There is a misconception amongst parents that dental treatment of milk teeth is not necessary. Milk teeth play a major role in child’s oral health. Maintaining oral hygiene of milk teeth is of utmost importance for child’s physical, emotional and social development. As if not taken care, these may lead to dental issues in children.
There are 20 primary teeth in a childs dentition. The first milk teeth to erupt are mandibular and maxillary incisors. They erupt around 6-7 months of the child. All these 20 teeth erupt by 3 years of childs age.

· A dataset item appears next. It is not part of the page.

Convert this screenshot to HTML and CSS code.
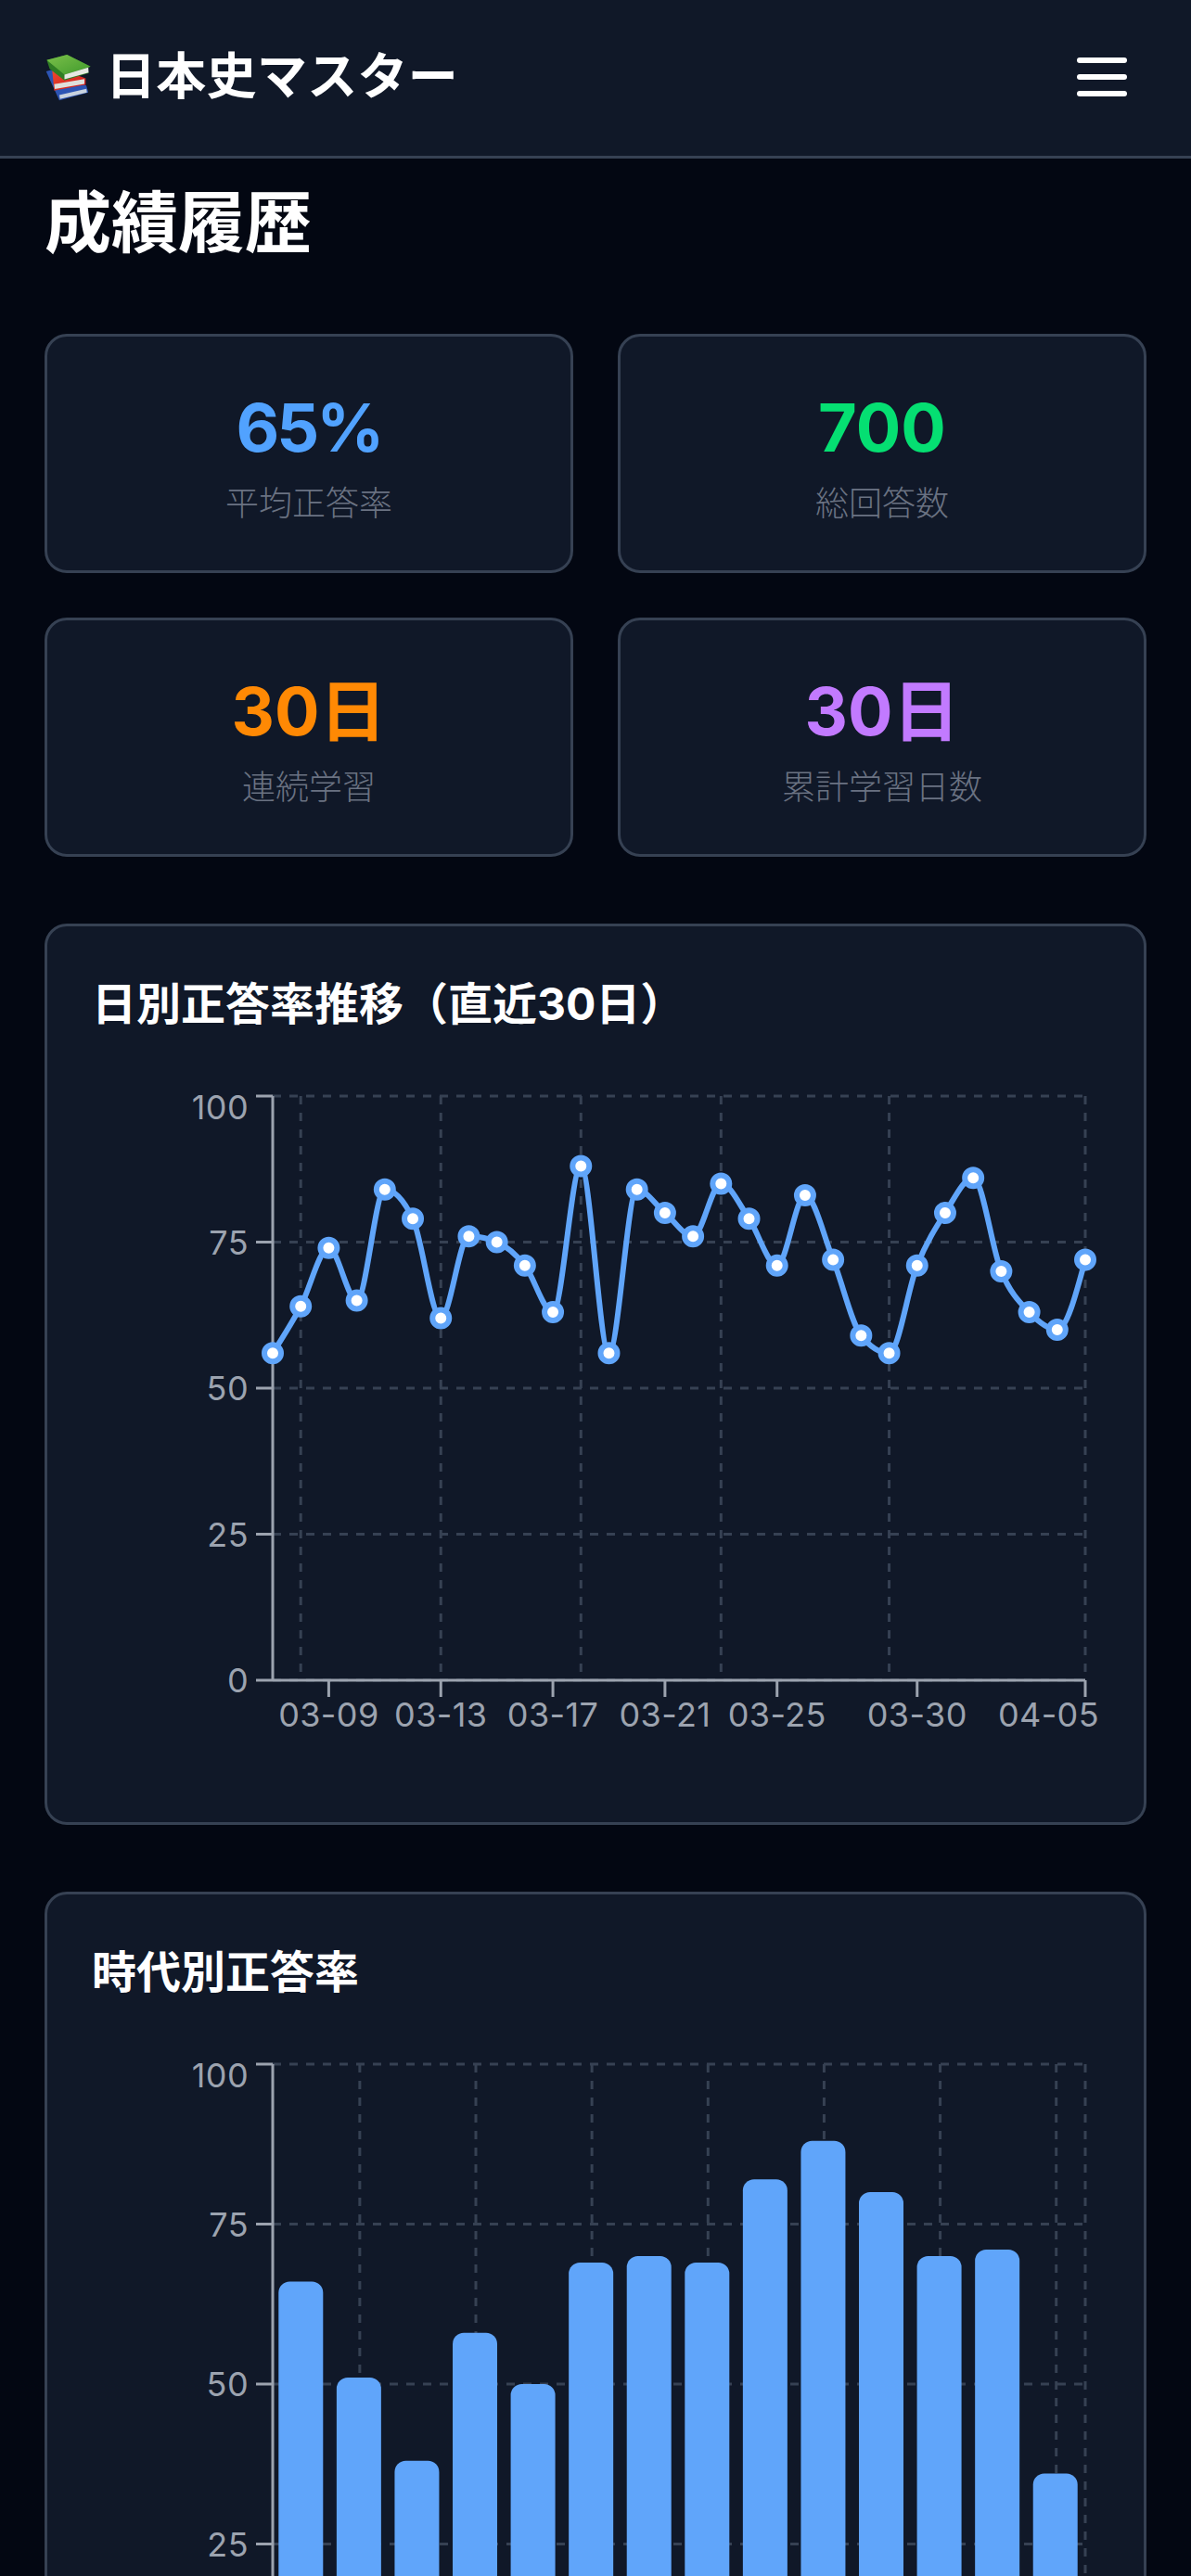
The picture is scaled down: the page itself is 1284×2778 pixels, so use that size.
FILE: index.html
```html
<!DOCTYPE html>
<html lang="ja">
<head>
<meta charset="utf-8">
<title>成績履歴 - 日本史マスター</title>
<link rel="stylesheet" href="styles.css">
</head>
<body>
<header class="topbar">
  <div class="brand">
    <svg class="brand-icon" viewBox="60 80 150 155" aria-hidden="true">
      <defs>
        <linearGradient id="green" x1="0" y1="0" x2="1" y2="1"><stop offset="0" stop-color="#7cc04a"/><stop offset="1" stop-color="#3f9a2c"/></linearGradient>
        <linearGradient id="red" x1="0" y1="0" x2="1" y2="1"><stop offset="0" stop-color="#f04a30"/><stop offset="1" stop-color="#c8181a"/></linearGradient>
      </defs>
      <path d="M65 140 L80 136 L190 184 L196 206 L106 230 Z" fill="#2c54b4"/>
      <path d="M106 214 L190 194 L192 206 L108 226 Z" fill="#c9d2de"/>
      <path d="M84 138 L100 130 L188 162 L188 182 L172 184 L90 200 Z" fill="url(#red)"/>
      <path d="M90 180 L184 164 L184 179 L92 195 Z" fill="#dfe0dc"/>
      <path d="M67 105 L130 88 L203 125 L190 132 L198 145 L122 168 L76 132 Z" fill="#2f7d24"/>
      <path d="M67 105 L130 88 L203 125 L122 150 Z" fill="url(#green)"/>
      <path d="M122 150 L196 128 L197 144 L122 165 Z" fill="#e6e8e2"/>
    </svg>
    <span class="brand-name">日本史マスター</span>
  </div>
  <button class="menu-button" type="button" aria-label="メニュー">
    <span class="menu-bar"></span>
    <span class="menu-bar"></span>
    <span class="menu-bar"></span>
  </button>
</header>
<main class="content">
  <h1 class="page-title">成績履歴</h1>
  <section class="stats">
    <div class="card stat">
      <div class="stat-value blue tight">65%</div>
      <div class="stat-label">平均正答率</div>
    </div>
    <div class="card stat">
      <div class="stat-value green">700</div>
      <div class="stat-label">総回答数</div>
    </div>
    <div class="card stat">
      <div class="stat-value orange">30日</div>
      <div class="stat-label">連続学習</div>
    </div>
    <div class="card stat">
      <div class="stat-value purple">30日</div>
      <div class="stat-label">累計学習日数</div>
    </div>
  </section>
  <section class="card chart-card">
    <h2 class="chart-title">日別正答率推移（直近30日）</h2>
    <svg class="chart" id="daily-chart" width="1086" height="750" viewBox="0 0 1086 750"></svg>
  </section>
  <section class="card chart-card">
    <h2 class="chart-title">時代別正答率</h2>
    <svg class="chart" id="era-chart" width="1086" height="810" viewBox="0 0 1086 810"></svg>
  </section>
</main>
<script src="script.js"></script>
</body>
</html>
```
FILE: styles.css
```css
* {
  box-sizing: border-box;
}

html,
body {
  margin: 0;
  padding: 0;
  height: 2778px;
  overflow: hidden;
}

body {
  background: #030712;
  color: #fff;
  font-family: Inter, "Noto Sans CJK JP", sans-serif;
}

.topbar {
  display: flex;
  align-items: center;
  justify-content: space-between;
  height: 171px;
  padding: 0 69px 3px 48px;
  background: #101828;
  border-bottom: 3px solid #364153;
}

.brand {
  display: flex;
  align-items: center;
  gap: 14px;
}

.brand-icon {
  width: 52px;
  height: 54px;
  flex: none;
}

.brand-name {
  font-size: 54px;
  line-height: 72px;
  font-weight: 700;
  letter-spacing: 0.3px;
}

.menu-button {
  display: flex;
  flex-direction: column;
  gap: 12px;
  padding: 0;
  border: 0;
  background: none;
}

.menu-bar {
  display: block;
  width: 54px;
  height: 6px;
  border-radius: 3px;
  background: #fff;
}

.content {
  padding: 21px 48px 0;
}

.page-title {
  margin: 0 0 72px;
  font-size: 72px;
  line-height: 96px;
  font-weight: 700;
}

.card {
  background: #101828;
  border: 3px solid #364153;
  border-radius: 24px;
}

.stats {
  display: grid;
  grid-template-columns: 1fr 1fr;
  gap: 48px;
  margin-bottom: 72px;
}

.stat {
  padding: 48px;
  text-align: center;
}

.stat-value {
  padding-top: 2px;
  font-size: 72px;
  line-height: 96px;
  font-weight: 700;
}

.tight {
  letter-spacing: -3px;
}

.stat-label {
  margin-top: 10px;
  font-size: 36px;
  line-height: 48px;
  font-weight: 300;
  color: #6a7282;
}

.blue { color: #51a2ff; }
.green { color: #05df72; }
.orange { color: #ff8904; }
.purple { color: #c27aff; }

.chart-card {
  padding: 48px;
  margin-bottom: 72px;
}

.chart-title {
  margin: 0 0 48px;
  font-size: 48px;
  line-height: 72px;
  font-weight: 700;
}

.chart {
  display: block;
}

.grid-line {
  stroke: #364153;
  stroke-width: 3;
  stroke-dasharray: 9 9;
  fill: none;
}

.axis-line {
  stroke: #9ca3af;
  stroke-width: 3;
  fill: none;
}

.axis-text {
  fill: #9ca3af;
  font-family: Inter, sans-serif;
  font-size: 36px;
  letter-spacing: 0.4px;
}

.trend-line {
  stroke: #60a5fa;
  stroke-width: 6;
  fill: none;
}

.trend-dot {
  stroke: #60a5fa;
  stroke-width: 6;
  fill: #fff;
}

.bar {
  fill: #60a5fa;
}
```
FILE: script.js
```javascript
var NS = 'http://www.w3.org/2000/svg';
var LEFT = 195, RIGHT = 1071, TOP = 15;

function add(svg, tag, attrs, text) {
  var el = document.createElementNS(NS, tag);
  for (var k in attrs) el.setAttribute(k, attrs[k]);
  if (text !== undefined) el.textContent = text;
  svg.appendChild(el);
  return el;
}

function sign(v) { return v < 0 ? -1 : 1; }

// Monotone-X interpolation
function monotonePath(pts) {
  var n = pts.length, t = [], i;
  var h = pts[1][0] - pts[0][0];
  for (i = 1; i < n - 1; i++) {
    var s0 = (pts[i][1] - pts[i - 1][1]) / h;
    var s1 = (pts[i + 1][1] - pts[i][1]) / h;
    var p = (s0 + s1) / 2;
    t[i] = (sign(s0) + sign(s1)) * Math.min(Math.abs(s0), Math.abs(s1), 0.5 * Math.abs(p)) || 0;
  }
  var firstSlope = (pts[1][1] - pts[0][1]) / h;
  var lastSlope = (pts[n - 1][1] - pts[n - 2][1]) / h;
  t[0] = (3 * firstSlope - t[1]) / 2;
  t[n - 1] = (3 * lastSlope - t[n - 2]) / 2;
  var d = 'M' + pts[0][0] + ',' + pts[0][1];
  for (i = 0; i < n - 1; i++) {
    var dx = h / 3;
    d += 'C' + (pts[i][0] + dx) + ',' + (pts[i][1] + dx * t[i]) + ' ' +
      (pts[i + 1][0] - dx) + ',' + (pts[i + 1][1] - dx * t[i + 1]) + ' ' +
      pts[i + 1][0] + ',' + pts[i + 1][1];
  }
  return d;
}

function frame(svg, bottom, gridX, labels) {
  var unit = (bottom - TOP) / 100;
  [100, 75, 50, 25, 0].forEach(function (v) {
    var y = bottom - v * unit;
    add(svg, 'line', { x1: LEFT, x2: RIGHT, y1: y, y2: y, 'class': 'grid-line' });
  });
  gridX.forEach(function (x) {
    add(svg, 'line', { x1: x, x2: x, y1: TOP, y2: bottom, 'class': 'grid-line' });
  });
  labels.forEach(function (v) {
    var y = bottom - v * unit;
    add(svg, 'line', { x1: LEFT - 18, x2: LEFT, y1: y, y2: y, 'class': 'axis-line' });
    var baseline = y + 13 + (v === 100 ? 12 : 0);
    add(svg, 'text', { x: LEFT - 26, y: baseline, 'text-anchor': 'end', 'class': 'axis-text' }, String(v));
  });
  add(svg, 'line', { x1: LEFT, x2: LEFT, y1: TOP, y2: bottom, 'class': 'axis-line' });
  add(svg, 'line', { x1: LEFT, x2: RIGHT, y1: bottom, y2: bottom, 'class': 'axis-line' });
}

function dailyChart() {
  var svg = document.getElementById('daily-chart');
  var bottom = 645;
  var values = [56, 64, 74, 65, 84, 79, 62, 76, 75, 71, 63, 88, 56, 84, 80, 76, 85, 79, 71, 83, 72, 59, 56, 71, 80, 86, 70, 63, 60, 72];
  var step = (RIGHT - LEFT) / (values.length - 1);
  var unit = (bottom - TOP) / 100;
  function px(i) { return LEFT + i * step; }
  frame(svg, bottom, [1, 6, 11, 16, 22, 29].map(px), [100, 75, 50, 25, 0]);
  var ticks = [[2, '03-09'], [6, '03-13'], [10, '03-17'], [14, '03-21'], [18, '03-25'], [23, '03-30'], [29, '04-05']];
  ticks.forEach(function (tick) {
    var x = px(tick[0]);
    add(svg, 'line', { x1: x, x2: x, y1: bottom, y2: bottom + 18, 'class': 'axis-line' });
    var last = tick[0] === 29;
    add(svg, 'text', { x: last ? x + 15 : x, y: bottom + 50, 'text-anchor': last ? 'end' : 'middle', 'class': 'axis-text' }, tick[1]);
  });
  var pts = values.map(function (v, i) { return [px(i), bottom - v * unit]; });
  add(svg, 'path', { d: monotonePath(pts), 'class': 'trend-line' });
  pts.forEach(function (p) {
    add(svg, 'circle', { cx: p[0], cy: p[1], r: 9, 'class': 'trend-dot' });
  });
}

function eraChart() {
  var svg = document.getElementById('era-chart');
  var bottom = 705;
  var values = [66, 51, 38, 58, 50, 69, 70, 69, 82, 88, 80, 70, 71, 36];
  var step = (RIGHT - LEFT) / values.length;
  var unit = (bottom - TOP) / 100;
  var width = 48;
  function center(i) { return LEFT + (i + 0.5) * step; }
  frame(svg, bottom, [1, 3, 5, 7, 9, 11, 13].map(center).concat([RIGHT]), [100, 75, 50, 25]);
  values.forEach(function (v, i) {
    var x = LEFT + 6.3 + i * step, y = bottom - v * unit, r = 12;
    add(svg, 'path', {
      d: 'M' + x + ',' + bottom + 'V' + (y + r) + 'A' + r + ',' + r + ' 0 0 1 ' + (x + r) + ',' + y +
        'H' + (x + width - r) + 'A' + r + ',' + r + ' 0 0 1 ' + (x + width) + ',' + (y + r) + 'V' + bottom + 'Z',
      'class': 'bar'
    });
  });
}

dailyChart();
eraChart();
```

Common Dental Issues in childhood:
Nursing bottle caries: Decay develops in child’s milk teeth when child is fed with sweetened liquids or sugars like milk, fruit juice for a long period of time. Bacteria in the mouth utilize the sugars and make acids that attack the teeth. Feeding child at nap time is harmful because the flow of saliva is reduced. Nursing bottle caries usually affect upper front teeth but can also affect other teeth as well leading to rampant caries.
When their teeth come in, it is important to brush them gently with a toothbrush and a grain of rice-sized amount of fluoride toothpaste. Use only formula, breast milk, or milk in your baby’s bottle, and avoid liquids like sugary juices or soft drinks.
Rampant caries: If not treated at an early age will lead to pain, infection, tongue thrusting, abnormal swallowing habits, speech difficulties.
The good news is that tooth decay can be prevented. Proper brushing techniques and regular visits to a dentist will significantly reduce the chance of a child developing tooth decay.
Bad Breath: Also known as foul smell; bad breath may affect anyone, regardless of their age. Dental issues like ad breath are due to the foods we eat. However, chronic bad breath in children could indicate a deeper root issue than eating stinky foods.
Proper dental hygiene is the best way to treat and prevent bad breath. An antibacterial mouthwash may help reduce any smells, and brushing the tongue could help fight bacteria in the mouth.
Teeth Sensitivity: Another common childhood dental problem is sensitive teeth. Hot or cold foods and fluids may cause irritation and discomfort in children.
Common Dental Issues in childhood (cont.):
To overcome sensitive teeth, dentists may apply sealant to the teeth, strengthening the enamel and filling in any cracks. Give your child a soft-bristled toothbrush to use at home — hard bristles can damage the surface of teeth over time, scraping off enamel.
Gum Diseases: Gum disease or gingivitis is the inflammation of the gum tissue. It’s often caused by lack of oral and dental hygiene. Plaque buildup can progress into bone damage and tooth loss too.
Gum disease is preventable, and it can be avoided with simple steps such as: brushing, flossing and dental visits. For serious cases, a child may need to visit a dentist for special rinses and deep cleaning.
Thumb Sucking: One of the most common dental issues associated with childhood is thumb-sucking. For some children, this habit begins in the womb. The action is Comforting and instinctive; this a cause for worry in most cases and will fade away with time.
If caries involve the pulp the treatment options are:
Pulpotomy: The pulp therapy treatment done when the decay has reached the pulp. Further, the pulp is partially intact and partially damaged. Your dentist here exercises its discretion as to whether he should completely remove both your damaged pulp and the intact pulp or remove only the damaged pulp alone.
Pulpectomy: This pulp therapy treatment done when the decay or damage has reached the pulp. Further, the pulp is partially or completely damaged. Your dentist here removes the entire damaged pulp from the pulp chamber as well as the roots. The roots then filled (usually with Gutta Percha) immediately or after few dressings of cotton embedded in medicine. The treatment completed Pulpectomy or Root Canal therapy.
In cases of severe trauma and if the tooth unable to save and needs extraction the space has maintained by giving space maintainer appliance. Also in cases of over retained deciduous teeth careful evaluation is a must in order to avoid further complications like impaction of permanent teeth, development of cyst, crowding, malocclusion. When the deciduous teeth shed off and new permanent teeth erupt and when there is decay in such teeth reaching the pulp or trauma two treatment options recommended for performing root canal.
Treatment protocols depend upon the stage of formation of the root:
Apexogenesis: It is performed on incompletely formed roots. The goal is to preserve the vital tissue so that continued root development with apical closure can occur.
Apexifixation: It is a method to induce development of root apex of an immature pulpless tooth by formation of osteocementum or bone like tissue. Its objective is to induce closure of apical one third of the canal or apical calcific barrier against which an obturation can be done.
Trauma in childhood is most common. Trauma to the tooth structure is an accidental phenomenon where a major harm can be caused on the tooth as well as surrounding underlying soft tissues. The soft tissue trauma along with pain of the tooth is catered prior to the traumatic tooth structure. Once the symptomatic relief to the soft tissue and pain is achieved the traumatic tooth is then treated depending upon the range and extent of fracture or trauma caused.